Em primeiro lugar pelo facto das mudanças operadas neste subsistema de ensino, quer no que diz respeito à abrangência territorial, apesar de diferentes tipos de desequilíbrios, quer pela formação que ao longo dos anos tem vindo a ser ministrada e que se tem revelado, apesar de um conjunto de problemáticas ainda existentes – que abordarei num futuro texto, de um grande dinamismo e de qualidade. Pelo alargamento das estéticas, das técnicas, pelo alargamento dos estudantes, pelo impulso gigante (comparando com os anos 80 e a primeira década de 90, dada à música de conjunto (quer em formações de câmara quer em diferentes projectos de natureza orquestral). Por outro lado as sucessivas gerações de músicos e professores que foram formados pelas escolas portuguesas e que, em muitos casos, continuando as suas formações no estrangeiro, contribuíram decididamente para potenciar o incremento da qualidade formativa que hoje se verifica quer no ensino básico e secundário de música, no ensino profissional, quer no ensino superior politécnico e universitário.

 
Em segundo lugar se a vida musical na sociedade portuguesa, em particular no que se refere a algumas tipologias e estéticas musicais, apresenta ainda um conjunto alargado de problemas, mas não deixa de ser significativo verificar um incremento substantivo das práticas artísticas nos diferentes contextos, quer no continente quer nas ilhas.
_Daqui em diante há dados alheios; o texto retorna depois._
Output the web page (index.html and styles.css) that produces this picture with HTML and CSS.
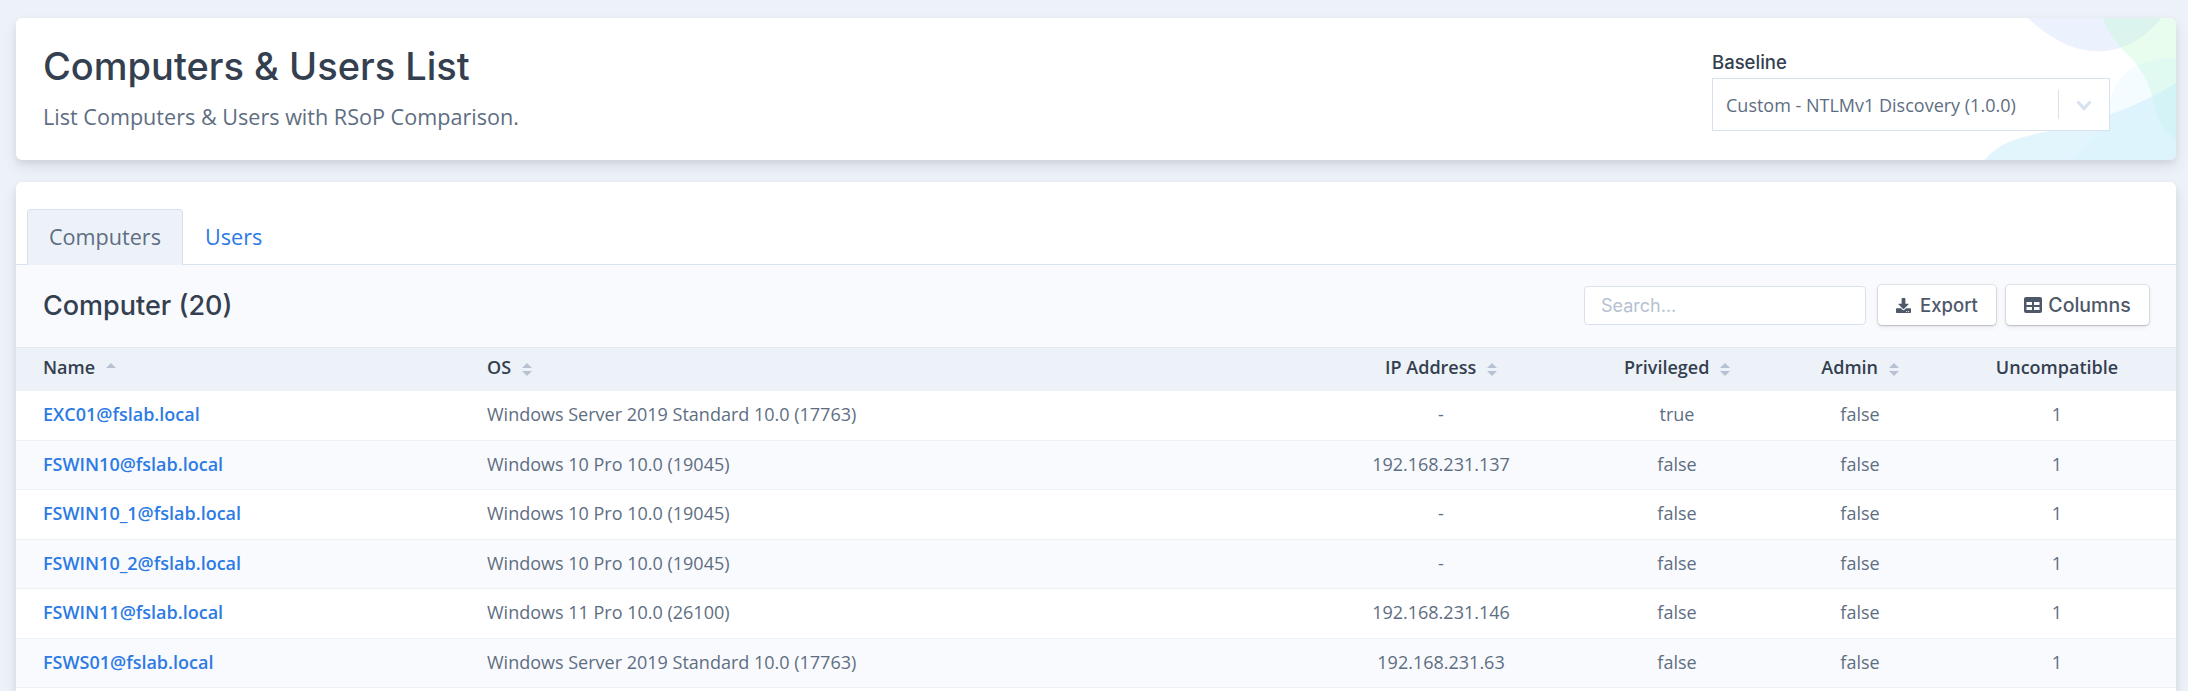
FILE: index.html
```html
<!DOCTYPE html>
<html lang="en">

<head>
  <meta charset="UTF-8">
  <meta name="viewport" content="width=device-width, initial-scale=1.0">
  <title>Computers &amp; Users List</title>
  <link rel="stylesheet" href="styles.css">
</head>

<body>
  <div class="card page-header">
    <svg class="corner" viewBox="0 0 600 426" preserveAspectRatio="none" aria-hidden="true">
      <path class="blob-blue" d="M155 0C210 50 280 100 365 100C440 100 510 60 555 0Z" />
      <path class="blob-green" d="M380 0C395 40 420 75 450 105C500 150 525 210 535 260C545 310 565 340 600 365V0Z" />
      <path class="blob-light" d="M285 426C330 385 385 330 405 240C420 170 490 115 600 120V426Z" />
      <path class="blob-sky" d="M25 426C70 370 140 355 220 340C330 320 480 270 600 195V426Z" />
    </svg>
    <div class="page-title">
      <h1>Computers &amp; Users List</h1>
      <p>List Computers &amp; Users with RSoP Comparison.</p>
    </div>
    <div class="baseline">
      <label>Baseline</label>
      <div class="select">
        <span class="select-value">Custom - NTLMv1 Discovery (1.0.0)</span>
        <span class="select-arrow">
          <svg viewBox="0 0 20 20" width="20" height="20" aria-hidden="true">
            <path d="M4.500 5.500 10 11l5.500-5.500 2 2L10 16 2.500 7.500z" />
          </svg>
        </span>
      </div>
    </div>
  </div>

  <div class="card list-card">
    <div class="tabs">
      <a class="tab active">Computers</a>
      <a class="tab">Users</a>
    </div>

    <div class="toolbar">
      <h2>Computer (20)</h2>
      <div class="tools">
        <input class="search" type="text" placeholder="Search...">
        <button class="btn btn-export">
          <svg viewBox="0 0 512 512" width="15" height="15" aria-hidden="true">
            <path d="M216 0h80c13.300 0 24 10.700 24 24v168h87.700c17.800 0 26.700 21.500 14.100 34.100L269.700 378.300c-7.500 7.500-19.800 7.500-27.300 0L90.100 226.100c-12.600-12.600-3.700-34.100 14.100-34.100H192V24c0-13.300 10.700-24 24-24zm296 376v112c0 13.300-10.700 24-24 24H24c-13.300 0-24-10.700-24-24V376c0-13.300 10.700-24 24-24h146.700l49 49c20.100 20.100 52.500 20.100 72.600 0l49-49H488c13.300 0 24 10.700 24 24zm-124 88c0-11-9-20-20-20s-20 9-20 20 9 20 20 20 20-9 20-20zm64 0c0-11-9-20-20-20s-20 9-20 20 9 20 20 20 20-9 20-20z" />
          </svg>
          Export
        </button>
        <button class="btn btn-columns">
          <svg viewBox="0 0 18 16" width="18" height="16" aria-hidden="true">
            <path fill-rule="evenodd" d="M2 0h14a2 2 0 0 1 2 2v12a2 2 0 0 1-2 2H2a2 2 0 0 1-2-2V2a2 2 0 0 1 2-2zM2.500 5v3h5.500V5zM10 5v3h5.500V5zM2.500 10v3h5.500v-3zM10 10v3h5.500v-3z" />
          </svg>
          Columns
        </button>
      </div>
    </div>

    <table class="list">
      <colgroup>
        <col class="col-name">
        <col class="col-os">
        <col class="col-ip">
        <col class="col-priv">
        <col class="col-admin">
        <col class="col-uncomp">
      </colgroup>
      <thead>
        <tr>
          <th class="first">Name <span class="sort only-up"></span></th>
          <th class="left">OS <span class="sort"></span></th>
          <th>IP Address <span class="sort"></span></th>
          <th>Privileged <span class="sort"></span></th>
          <th>Admin <span class="sort"></span></th>
          <th>Uncompatible</th>
        </tr>
      </thead>
      <tbody>
        <tr>
          <td class="first"><a>EXC01@fslab.local</a></td>
          <td class="left">Windows Server 2019 Standard 10.0 (17763)</td>
          <td>-</td>
          <td>true</td>
          <td>false</td>
          <td>1</td>
        </tr>
        <tr>
          <td class="first"><a>FSWIN10@fslab.local</a></td>
          <td class="left">Windows 10 Pro 10.0 (19045)</td>
          <td>192.168.231.137</td>
          <td>false</td>
          <td>false</td>
          <td>1</td>
        </tr>
        <tr>
          <td class="first"><a>FSWIN10_1@fslab.local</a></td>
          <td class="left">Windows 10 Pro 10.0 (19045)</td>
          <td>-</td>
          <td>false</td>
          <td>false</td>
          <td>1</td>
        </tr>
        <tr>
          <td class="first"><a>FSWIN10_2@fslab.local</a></td>
          <td class="left">Windows 10 Pro 10.0 (19045)</td>
          <td>-</td>
          <td>false</td>
          <td>false</td>
          <td>1</td>
        </tr>
        <tr>
          <td class="first"><a>FSWIN11@fslab.local</a></td>
          <td class="left">Windows 11 Pro 10.0 (26100)</td>
          <td>192.168.231.146</td>
          <td>false</td>
          <td>false</td>
          <td>1</td>
        </tr>
        <tr>
          <td class="first"><a>FSWS01@fslab.local</a></td>
          <td class="left">Windows Server 2019 Standard 10.0 (17763)</td>
          <td>192.168.231.63</td>
          <td>false</td>
          <td>false</td>
          <td>1</td>
        </tr>
      </tbody>
    </table>
  </div>
</body>

</html>
```

FILE: styles.css
```css
html,
body {
  height: 691px;
  overflow: hidden;
}

body {
  margin: 0;
  padding: 18px 12px 0 16px;
  box-sizing: border-box;
  background-color: #edf2f9;
  color: #5e6e82;
  font-family: "Open Sans", "Liberation Sans", sans-serif;
  font-size: 18px;
}

h1,
h2,
p {
  margin: 0;
}

.card {
  position: relative;
  border-radius: 6px;
  background-color: #fff;
  box-shadow: 0 7px 14px 0 rgba(65, 69, 88, 0.1), 0 3px 6px 0 rgba(0, 0, 0, 0.07);
  overflow: hidden;
}

/* header card */

.page-header {
  display: flex;
  justify-content: space-between;
  height: 142px;
  padding: 0 66px 0 27px;
  box-sizing: border-box;
}

.corner {
  position: absolute;
  top: 0;
  right: 0;
  width: 200px;
  height: 142px;
}

.blob-blue {
  fill: #ebf2fd;
}

.blob-green {
  fill: #bdf9ce;
  opacity: 0.35;
}

.blob-light {
  fill: #c8eeff;
  opacity: 0.2;
}

.blob-sky {
  fill: #c5ebfb;
  opacity: 0.5;
}

.page-title h1 {
  margin-top: 25px;
  color: #344050;
  font-family: Inter, "Open Sans", sans-serif;
  font-size: 38px;
  font-weight: 500;
  line-height: 46px;
}

.page-title p {
  margin-top: 14px;
  font-size: 21.6px;
  line-height: 28px;
}

.baseline {
  position: relative;
  width: 398px;
  padding-top: 33px;
}

.baseline label {
  display: block;
  height: 27px;
  color: #344050;
  font-family: Inter, "Open Sans", sans-serif;
  font-size: 18.5px;
  font-weight: 500;
  line-height: 22px;
}

.select {
  display: flex;
  align-items: center;
  height: 53px;
  box-sizing: border-box;
  border: 1px solid #d8e2ef;
  background-color: #fff;
}

.select-value {
  flex: 1;
  padding-left: 13px;
}

.select-arrow {
  display: flex;
  justify-content: center;
  width: 50px;
  height: 29px;
  align-items: center;
  border-left: 1px solid #d8e2ef;
}

.select-arrow svg {
  fill: #d8e2ef;
}

/* list card */

.list-card {
  height: 509px;
  box-sizing: border-box;
  margin-top: 22px;
  padding-top: 27px;
  border-radius: 6px 6px 0 0;
}

.tabs {
  display: flex;
  height: 56px;
  box-sizing: border-box;
  padding-left: 11px;
  border-bottom: 1px solid #d8e2ef;
}

.tab {
  height: 56px;
  box-sizing: border-box;
  padding: 0 21px;
  border: 1px solid transparent;
  border-radius: 4px 4px 0 0;
  color: #2c7be5;
  font-size: 21.6px;
  line-height: 54px;
}

.tab.active {
  border-color: #d8e2ef;
  border-bottom-color: #edf2f9;
  background-color: #edf2f9;
  color: #5e6e82;
}

.toolbar {
  display: flex;
  justify-content: space-between;
  align-items: center;
  height: 82px;
  box-sizing: border-box;
  padding: 0 27px 2px;
  background-color: #f9fafd;
}

.toolbar h2 {
  color: #344050;
  font-family: Inter, "Open Sans", sans-serif;
  font-size: 27px;
  font-weight: 500;
}

.tools {
  display: flex;
  align-items: center;
  gap: 10px;
}

.search {
  width: 282px;
  height: 39px;
  box-sizing: border-box;
  margin-right: 2px;
  padding: 0 16px;
  border: 1px solid #d8e2ef;
  border-radius: 4px;
  outline: none;
  background-color: #fff;
  font-family: Inter, "Open Sans", sans-serif;
  font-size: 18px;
}

.search::placeholder {
  color: #b6c1d2;
}

.btn {
  display: flex;
  justify-content: center;
  align-items: center;
  gap: 6px;
  height: 40px;
  border: 0;
  border-radius: 4px;
  background-color: #fff;
  box-shadow: 0 0 0 1px rgba(43, 45, 80, 0.1), 0 2px 5px 0 rgba(43, 45, 80, 0.08), 0 1px 1.5px 0 rgba(0, 0, 0, 0.07), 0 1px 2px 0 rgba(0, 0, 0, 0.08);
  color: #4d5969;
  font-family: Inter, "Open Sans", sans-serif;
  font-size: 18.5px;
  font-weight: 500;
}

.btn svg {
  fill: #4d5969;
}

.btn-export {
  width: 118px;
  gap: 9px;
}

.btn-columns {
  width: 143px;
  font-size: 19.5px;
}

/* table */

.list {
  width: 100%;
  border-collapse: collapse;
  table-layout: fixed;
}

.col-name {
  width: 455px;
}

.col-os {
  width: 839px;
}

.col-ip {
  width: 262px;
}

.col-priv {
  width: 210px;
}

.col-admin {
  width: 156px;
}

.list th,
.list td {
  padding: 0 16px;
  text-align: center;
}

.list .first {
  padding-left: 27px;
  text-align: left;
}

.list .left {
  text-align: left;
}

.list th {
  height: 43px;
  box-sizing: border-box;
  padding-bottom: 4px;
  border-top: 1px solid #e3e9f2;
  background-color: #edf2f9;
  color: #344050;
  font-weight: 600;
}

.list td {
  height: 49.5px;
  box-sizing: border-box;
  padding-bottom: 2px;
  border-bottom: 1px solid #edf2f9;
}

.list tbody tr:nth-child(even) {
  background-color: #f9fafd;
}

.list a {
  color: #2c7be5;
  font-weight: 600;
}

/* sort carets */

.sort {
  position: relative;
  display: inline-block;
  width: 10px;
  height: 13px;
  margin-left: 6px;
  vertical-align: -2px;
}

.sort::before,
.sort::after {
  content: "";
  position: absolute;
  left: 0;
  border-right: 5px solid transparent;
  border-left: 5px solid transparent;
}

.sort::before {
  top: 0;
  border-bottom: 5px solid #b6c1d2;
}

.sort::after {
  bottom: 0;
  border-top: 5px solid #b6c1d2;
}

.sort.only-up::after {
  display: none;
}
```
Apesar de não ser noticiado nos principais órgão de comunicação social, o incremento de diferentes tipos de concertos organizados pelas escolas de música e por diferentes tipos de associações (e aqui o Facbook e outras redes sociais, são instrumentos muito importantes de divulgação) são reveladores de uma formação artístico-musical que felizmente, deixou de ficar encerrada nas quatro paredes das escolas constituindo-se como centros de cultura nos territórios onde estão situadas.

 
Em terceiro lugar, e o mais problemático de tudo: as políticas públicas. Apesar de todo o dinamismo, do trabalho e do esforço das escolas, dos professores, dos estudantes e das famílias as políticas públicas, pelo menos as que emanam do Estado e dos órgãos de administração, parecem ter para do no tempo e têm sido incapazes de dar corpo a três aspectos que me parecem essenciais: (a) a importância da relação entre a educação e a cultura (com todas as implicações que isto contém); (b) a completa desarticulação entre as dimensões das estruturas de produção artística, as estruturas de formação e as diferentes formas de difusão e de divulgação (em que os auditórios e salas de espectáculos municipais podem e devem representar um pólo importante); (c) o estabelecimento de condições jurídicas e políticas para o desenvolvimento de carreiras artísticas que atendam às características da profissionalidade destas carreiras e contribuam para que estas características não sejam um fator que dificulte ainda mais a vida dos criadores, intérpretes e professores.